The English take a certain pride in their stoicism, characterized by the “stiff upper lip.” This scene also illustrates the value of community. The frightened villagers bear up under the strain of their situation by taking their attention off their own fears and putting their energy into caring for their neighbors. Will’s father has a strong sense of national pride and a streak of independence that causes him to resist accepting the protection of the Manor.
“All gone: all except the Sign of Fire. It was in his palm, warm to the touch, one of the most beautiful things he had ever seen. Gold of several different colours had been beaten together with great craftsmanship to make its crossed-circle shape, and on all sides it was set with tiny gems, rubies and emeralds and sapphires and diamonds, in strange runic patterns that looked oddly familiar to Will. It glittered and gleamed in his hand like all kinds of fire that ever were. Looking closer, he saw some words written very small around the outer edge:
LIHT MEC HEHT GEWYRCAN
Merriman said softly: ‘The Light ordered that I should be made.’”
The Sign of fire is likely partially inspired by the Alfred jewel, which was on display at the Ashmolean Museum when Cooper was at Oxford. The jewel bears the Old English inscription, “AELFRED MEC HEHT GEWYRCAN,” or: "Ælfred commanded to make me.” The connection is made more probable if the king in the longship who holds the Sign of water is meant to be Alfred the Great.
“He said over his shoulder, ‘Who was he?’
There was grave respect on Merriman’s face as he watched the long-lost ship go. ‘An English king, of the Dark Ages. I think we will not use his name. The Dark Ages were rightly named, a shadowy time for the world, when the Black Riders rode unhindered over all our land. Only the Old Ones and a few noble brave men like this one kept the Light alive.’
‘And he was buried in a ship, like the Vikings.’ Will was watching the light glimmer on the golden stag of the prow.
‘He was part Viking himself,’ Merriman said. ‘There were three great ship-burials near this Thames of yours, in days past. One was dug up in the last century near Taplow, and destroyed in the process. One was this ship of the Light, not destined ever to be found by men. And one was the greatest ship, of the greatest king of all, and this they have not found and perhaps never will. It lies in peace.’”

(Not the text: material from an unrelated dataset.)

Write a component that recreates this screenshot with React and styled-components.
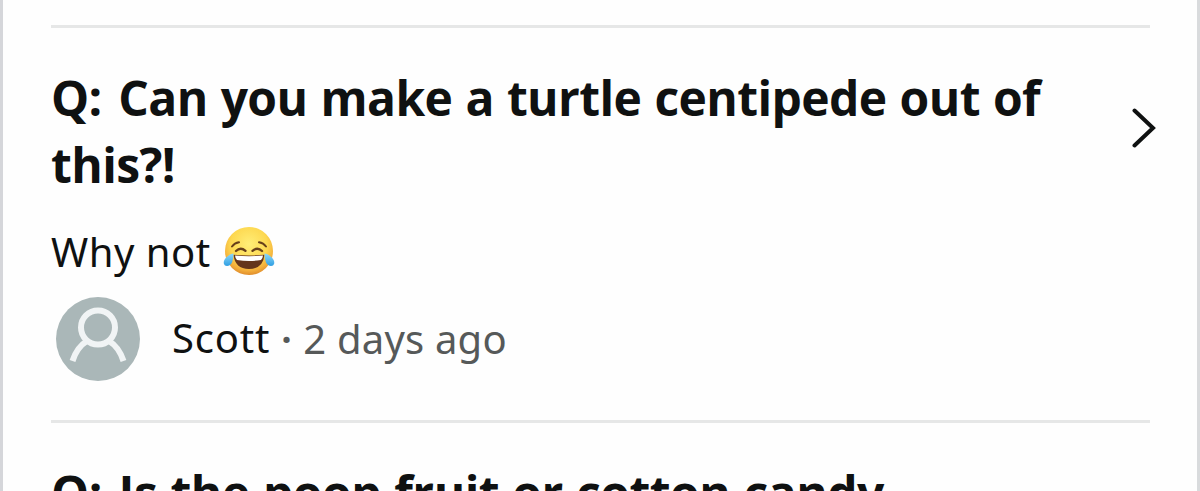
import React from 'react'
import styled, { createGlobalStyle } from 'styled-components'

const GlobalStyle = createGlobalStyle`
    * {
        box-sizing: border-box;
    }

    body {
        margin: 0;
        background-color: #fefefe;
        font-family: 'Noto Sans', sans-serif;
        color: #0f1111;
    }
`

const Page = styled.div`
    height: 491px;
    overflow: hidden;
    padding: 25px 47px 0 48px;
    border-left: 3px solid #d5d6da;
    border-right: 3px solid #d9dbdd;
`

const Item = styled.article`
    height: 395px;
    padding-top: 36px;
    border-top: 3px solid #e6e7e7;
`

const QuestionRow = styled.div`
    display: flex;
    align-items: center;
    justify-content: space-between;
    margin-right: -6px;
`

const Question = styled.h2`
    margin: 0;
    font-family: 'Open Sans', 'Noto Sans', sans-serif;
    font-size: 48px;
    line-height: 67px;
    font-weight: 700;
    white-space: nowrap;
    letter-spacing: ${props => props.$spacing || '-0.6px'};
    word-spacing: 1.2px;
`

const Prefix = styled.span`
    margin-right: 3.5px;
`

const Chevron = styled.svg`
    flex: none;
    width: 24px;
    height: 40px;
    margin-top: -7px;
`

const Answer = styled.p`
    display: flex;
    align-items: center;
    gap: 12px;
    height: 56px;
    margin: 26px 0 0;
    font-size: 40px;
    line-height: 56px;
    letter-spacing: 0.5px;
`

const Emoji = styled.svg`
    width: 52px;
    height: 50px;
    margin-top: -2px;
`

const Author = styled.div`
    display: flex;
    align-items: center;
    height: 84px;
    margin: 17px 0 0 5px;
    font-size: 40px;
    line-height: 56px;
    white-space: pre;
`

const Avatar = styled.svg`
    width: 84px;
    height: 84px;
    margin-right: 32px;
`

const Name = styled.span`
    padding-bottom: 2px;
    letter-spacing: 0.8px;
`

const Muted = styled.span`
    color: #565959;
    letter-spacing: 0.2px;
`

const Dot = styled(Muted)`
    font-weight: 600;
    letter-spacing: 0.4px;
`

const JoyFace = () => (
    <Emoji viewBox="0 0 52 50" role="img" aria-label="face with tears of joy">
        <defs>
            <radialGradient id="skin" cx="0.5" cy="0.36" r="0.64">
                <stop offset="0" stopColor="#ffee78" />
                <stop offset="0.6" stopColor="#fdd850" />
                <stop offset="0.85" stopColor="#f4b03c" />
                <stop offset="1" stopColor="#e08d2c" />
            </radialGradient>
            <linearGradient id="tear" x1="0" y1="0" x2="0" y2="1">
                <stop offset="0" stopColor="#8fd8f8" />
                <stop offset="1" stopColor="#2f9fe3" />
            </linearGradient>
        </defs>
        <circle cx="26" cy="25" r="24" fill="url(#skin)" />
        <g fill="none" stroke="#68401a" strokeLinecap="round">
            <path d="M9 20.5 Q11.5 17 16 16.3" strokeWidth="2" />
            <path d="M43 20.5 Q40.5 17 36 16.3" strokeWidth="2" />
            <path d="M13 25 Q17.5 20.6 22.5 24.8" strokeWidth="2.4" />
            <path d="M29.5 24.8 Q34.5 20.6 39 25" strokeWidth="2.4" />
        </g>
        <path d="M10.5 28.8 Q26 30 41.5 28.8 Q40 43 26 43 Q12 43 10.5 28.8Z" fill="#65351b" />
        <path d="M12 29.6 Q26 30.8 40 29.6 Q39.8 32.5 38 34 Q26 36 14 34 Q12.2 32.5 12 29.6Z" fill="#fff" />
        <path d="M10.5 27.5 C6 28 0 33 0.8 37.5 C1.8 41.5 7.5 40.5 9.2 36 Q10.6 31.5 10.5 27.5Z" fill="url(#tear)" />
        <path d="M41.5 27.5 C46 28 52 33 51.2 37.5 C50.2 41.5 44.5 40.5 42.8 36 Q41.4 31.5 41.5 27.5Z" fill="url(#tear)" />
    </Emoji>
)

const App = () => {
    return (
        <>
            <GlobalStyle />
            <Page>
                <Item>
                    <QuestionRow>
                        <Question>
                            <Prefix>Q:</Prefix> Can you make a turtle centipede out of
                            <br />
                            this?!
                        </Question>
                        <Chevron viewBox="0 0 24 40">
                            <path d="M2.5 2.5 L21 20 L2.5 37.5" fill="none" stroke="#0f1111" strokeWidth="4" strokeLinecap="round" />
                        </Chevron>
                    </QuestionRow>
                    <Answer>
                        Why not
                        <JoyFace />
                    </Answer>
                    <Author>
                        <Avatar viewBox="0 0 84 84">
                            <circle cx="42" cy="42" r="42" fill="#aab7b8" />
                            <g fill="none" stroke="#f1f4f5" strokeWidth="6">
                                <circle cx="42" cy="30.5" r="17" />
                                <path d="M16.5 64 Q21 50 31 44 M67.5 64 Q63 50 53 44" />
                            </g>
                        </Avatar>
                        <Name>Scott</Name>
                        <Dot> · </Dot>
                        <Muted>2 days ago</Muted>
                    </Author>
                </Item>
                <Item>
                    <Question $spacing="-0.5px">
                        <Prefix>Q:</Prefix> Is the poop fruit or cotton candy
                    </Question>
                </Item>
            </Page>
        </>
    )
}

export default App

Oblique references suggest that the king is intended to be Aelfred (Alfred) the Great (CE 848-899), the first king of a united England. He was descended from Vikings, and although his reign was characterized by near-constant battle to keep invading Danes from conquering England, he was also a strong proponent of education and the church—an important repository of learning in the Middle Ages. The king might also be associated with Beow (the probable origin of the fictional Beowulf) and/or Beow’s son Tætwa—both of whom appear in Aelfred’s genealogy. Tætwa was buried in a barrow underground, which is more similar to the rising of this king from the earth. Merriman possibly refrains from naming the king because he is an amalgam of historical characters created for Cooper’s particular mythology. The “greatest king of all” is another reference to Arthur.

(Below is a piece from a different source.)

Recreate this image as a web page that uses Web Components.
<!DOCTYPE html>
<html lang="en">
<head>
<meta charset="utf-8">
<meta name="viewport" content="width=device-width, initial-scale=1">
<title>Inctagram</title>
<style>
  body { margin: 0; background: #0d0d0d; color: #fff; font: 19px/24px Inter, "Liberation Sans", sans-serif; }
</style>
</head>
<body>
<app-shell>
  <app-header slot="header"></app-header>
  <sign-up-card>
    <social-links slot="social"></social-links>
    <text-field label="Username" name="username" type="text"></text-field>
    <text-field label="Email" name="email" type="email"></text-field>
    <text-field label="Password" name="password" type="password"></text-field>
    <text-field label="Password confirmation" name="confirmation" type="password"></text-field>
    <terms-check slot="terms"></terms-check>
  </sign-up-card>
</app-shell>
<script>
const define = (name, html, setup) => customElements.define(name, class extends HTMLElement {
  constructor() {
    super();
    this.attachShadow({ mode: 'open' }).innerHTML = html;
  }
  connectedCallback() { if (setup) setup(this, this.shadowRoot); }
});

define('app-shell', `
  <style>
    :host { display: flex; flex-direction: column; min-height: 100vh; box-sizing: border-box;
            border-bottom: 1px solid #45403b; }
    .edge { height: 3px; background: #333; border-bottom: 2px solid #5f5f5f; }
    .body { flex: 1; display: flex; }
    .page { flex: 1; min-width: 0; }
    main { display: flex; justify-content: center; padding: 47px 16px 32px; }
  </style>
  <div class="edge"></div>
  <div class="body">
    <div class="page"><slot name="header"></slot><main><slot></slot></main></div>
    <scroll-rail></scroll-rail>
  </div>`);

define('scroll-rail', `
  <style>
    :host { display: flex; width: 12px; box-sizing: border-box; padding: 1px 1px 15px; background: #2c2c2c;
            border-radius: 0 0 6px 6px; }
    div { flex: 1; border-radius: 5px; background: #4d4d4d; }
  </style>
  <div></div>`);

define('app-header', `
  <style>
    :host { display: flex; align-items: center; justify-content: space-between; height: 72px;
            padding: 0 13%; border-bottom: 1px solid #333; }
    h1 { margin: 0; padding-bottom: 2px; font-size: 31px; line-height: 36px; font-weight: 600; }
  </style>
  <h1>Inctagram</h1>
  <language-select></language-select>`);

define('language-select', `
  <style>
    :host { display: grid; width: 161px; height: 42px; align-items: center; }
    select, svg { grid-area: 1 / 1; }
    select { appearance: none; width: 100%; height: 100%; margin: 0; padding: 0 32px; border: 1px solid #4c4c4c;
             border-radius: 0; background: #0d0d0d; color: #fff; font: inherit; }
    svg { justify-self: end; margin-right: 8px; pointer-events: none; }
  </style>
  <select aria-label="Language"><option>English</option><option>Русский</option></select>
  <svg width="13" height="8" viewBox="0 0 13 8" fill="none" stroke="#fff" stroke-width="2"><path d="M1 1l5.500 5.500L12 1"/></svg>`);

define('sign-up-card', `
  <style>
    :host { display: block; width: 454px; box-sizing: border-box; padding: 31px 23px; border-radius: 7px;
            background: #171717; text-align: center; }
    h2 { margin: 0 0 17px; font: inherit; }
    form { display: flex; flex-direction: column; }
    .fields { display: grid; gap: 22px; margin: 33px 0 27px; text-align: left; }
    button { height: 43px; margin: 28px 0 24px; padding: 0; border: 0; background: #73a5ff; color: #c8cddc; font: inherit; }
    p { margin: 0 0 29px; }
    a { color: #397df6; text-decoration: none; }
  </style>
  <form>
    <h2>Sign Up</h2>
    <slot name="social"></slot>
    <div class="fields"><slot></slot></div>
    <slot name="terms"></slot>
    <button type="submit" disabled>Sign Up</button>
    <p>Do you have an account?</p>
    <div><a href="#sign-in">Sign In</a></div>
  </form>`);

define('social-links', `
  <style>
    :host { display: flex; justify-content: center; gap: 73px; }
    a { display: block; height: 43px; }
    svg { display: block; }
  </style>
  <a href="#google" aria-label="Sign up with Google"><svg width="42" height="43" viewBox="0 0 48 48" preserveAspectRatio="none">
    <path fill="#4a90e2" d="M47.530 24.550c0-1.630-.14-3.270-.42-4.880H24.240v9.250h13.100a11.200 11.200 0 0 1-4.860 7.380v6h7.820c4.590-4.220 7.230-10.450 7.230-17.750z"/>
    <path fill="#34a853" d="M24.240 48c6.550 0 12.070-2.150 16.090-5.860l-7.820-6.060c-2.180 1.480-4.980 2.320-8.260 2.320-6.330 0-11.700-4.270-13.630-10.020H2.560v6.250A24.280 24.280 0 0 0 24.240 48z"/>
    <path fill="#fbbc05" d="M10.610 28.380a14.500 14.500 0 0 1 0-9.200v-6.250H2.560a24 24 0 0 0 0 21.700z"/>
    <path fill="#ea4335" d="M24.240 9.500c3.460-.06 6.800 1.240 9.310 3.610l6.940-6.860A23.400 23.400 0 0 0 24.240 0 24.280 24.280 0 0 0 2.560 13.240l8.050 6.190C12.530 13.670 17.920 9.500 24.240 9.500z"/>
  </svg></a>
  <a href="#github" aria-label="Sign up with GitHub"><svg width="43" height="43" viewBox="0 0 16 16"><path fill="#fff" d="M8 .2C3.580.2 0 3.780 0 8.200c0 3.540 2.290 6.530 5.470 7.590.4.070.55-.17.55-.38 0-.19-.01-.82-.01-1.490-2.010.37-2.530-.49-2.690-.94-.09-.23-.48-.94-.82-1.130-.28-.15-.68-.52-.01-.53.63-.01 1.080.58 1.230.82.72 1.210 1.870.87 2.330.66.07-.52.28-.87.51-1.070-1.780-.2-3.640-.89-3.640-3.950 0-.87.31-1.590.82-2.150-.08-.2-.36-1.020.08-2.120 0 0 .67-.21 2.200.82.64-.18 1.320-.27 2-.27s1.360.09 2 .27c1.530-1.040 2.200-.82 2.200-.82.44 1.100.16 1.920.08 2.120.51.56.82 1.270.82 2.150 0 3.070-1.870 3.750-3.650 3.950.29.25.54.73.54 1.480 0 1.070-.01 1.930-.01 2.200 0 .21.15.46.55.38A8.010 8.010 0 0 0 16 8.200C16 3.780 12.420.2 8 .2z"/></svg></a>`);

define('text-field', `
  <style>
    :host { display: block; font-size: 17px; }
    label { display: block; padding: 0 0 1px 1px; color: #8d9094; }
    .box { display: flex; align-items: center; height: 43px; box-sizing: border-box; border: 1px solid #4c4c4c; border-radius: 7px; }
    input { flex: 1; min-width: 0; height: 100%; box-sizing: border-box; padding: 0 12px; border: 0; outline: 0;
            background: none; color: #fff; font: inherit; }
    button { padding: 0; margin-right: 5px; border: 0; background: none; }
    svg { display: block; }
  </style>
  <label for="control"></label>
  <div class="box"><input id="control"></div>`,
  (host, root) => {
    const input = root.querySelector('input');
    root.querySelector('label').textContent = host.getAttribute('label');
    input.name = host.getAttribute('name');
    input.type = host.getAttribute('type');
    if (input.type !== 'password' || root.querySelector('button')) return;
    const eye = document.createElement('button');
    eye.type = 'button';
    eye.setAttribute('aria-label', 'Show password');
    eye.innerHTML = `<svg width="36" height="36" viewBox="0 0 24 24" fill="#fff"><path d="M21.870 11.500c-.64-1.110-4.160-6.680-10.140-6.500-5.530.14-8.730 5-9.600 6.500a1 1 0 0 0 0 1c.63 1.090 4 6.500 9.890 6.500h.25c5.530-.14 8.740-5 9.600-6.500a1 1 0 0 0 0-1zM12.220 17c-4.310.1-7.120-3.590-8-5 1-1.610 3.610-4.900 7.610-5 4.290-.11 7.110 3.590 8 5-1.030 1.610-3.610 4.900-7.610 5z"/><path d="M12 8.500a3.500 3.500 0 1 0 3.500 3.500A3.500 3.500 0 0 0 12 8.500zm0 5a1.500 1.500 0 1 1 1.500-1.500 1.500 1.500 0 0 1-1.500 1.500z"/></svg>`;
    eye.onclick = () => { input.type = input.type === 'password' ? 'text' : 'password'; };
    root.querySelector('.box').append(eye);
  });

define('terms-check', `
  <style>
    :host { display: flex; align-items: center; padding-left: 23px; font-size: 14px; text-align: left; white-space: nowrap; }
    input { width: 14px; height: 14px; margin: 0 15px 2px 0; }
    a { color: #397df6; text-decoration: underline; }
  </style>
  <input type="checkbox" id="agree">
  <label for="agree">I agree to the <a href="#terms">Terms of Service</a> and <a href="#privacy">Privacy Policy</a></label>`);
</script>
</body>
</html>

“The figure on the horse bent down towards him. He did not see the face, but only felt the mask lifted from his hands—and his hands fell back as if they had been relieved of a great weight, even though the head had from the beginning seemed so light. He backed away. The moon came sailing suddenly out from behind a cloud, and for a moment his eyes dazzled as he looked full into its cold white light; then it was gone again, and the white horse was moving out of the shadow, with the figure on its back changed in outline against the dim-lit sky. The rider had a head now that was bigger than the head of a man and horned with the antlers of a stag. And the white mare, bearing this monstrous stag-man, was moving inexorably towards Will. He stood, waiting.”
The description of Herne as a “stag-man” is a reference to the Celtic god Cernunnos (“Horned One”), who was depicted with stag antlers and known as “Lord of Wild Things.” Modern neopagans associate Cernunnos with the classical horned and goat-legged god Pan, another god of nature and wild things. During the time that Cooper was writing the Dark is Rising series, feminists, neopagans, and Wiccans were associating Cernunnos with the Mother Goddess, who in this story is represented by the Lady.
“The yellow eyes looked at Will again, but they did not see him now; they had grown cold, abstracted, a chill fire mounting in them that brought the cruel lines back to the face. But Will saw the cruelty now as the fierce inevitability of nature. It was not from malice that the Light and the servants of the Light would ever hound the Dark, but from the nature of things.”
Nature gods and primal forces are neither specifically friendly nor unfriendly to humankind. Will realizes that the Light and the Dark are in that sense no more “good” or “evil” than the hunter who hunts because it is his nature to do so. The Light is a force of creation in the universe, and the Dark is a force of destruction. Will and the other Old Ones oppose the Dark because they are its opposite. The Hunter opposes the Dark because the Dark threatens his very nature as an earth spirit. Morality lies within human beings, who have choice.
“‘I gave you the freedom to choose, Hawkin, and I did not take it away. I may not. It is still yours. No power of the Dark or of the Light can make a man more than a man, once any supernatural role he may have had to play comes to an end. But no power of the Dark or the Light may take away his rights as a man, either. If the Black Rider told you so, he lied.’”
For humans, who have the power to choose, the choice between creation and destruction is a moral one. The difference between the Light and the Dark is that while humans may choose the Light, it gives them no personal benefit, whereas those who choose the Dark may gain power, though only of destruction.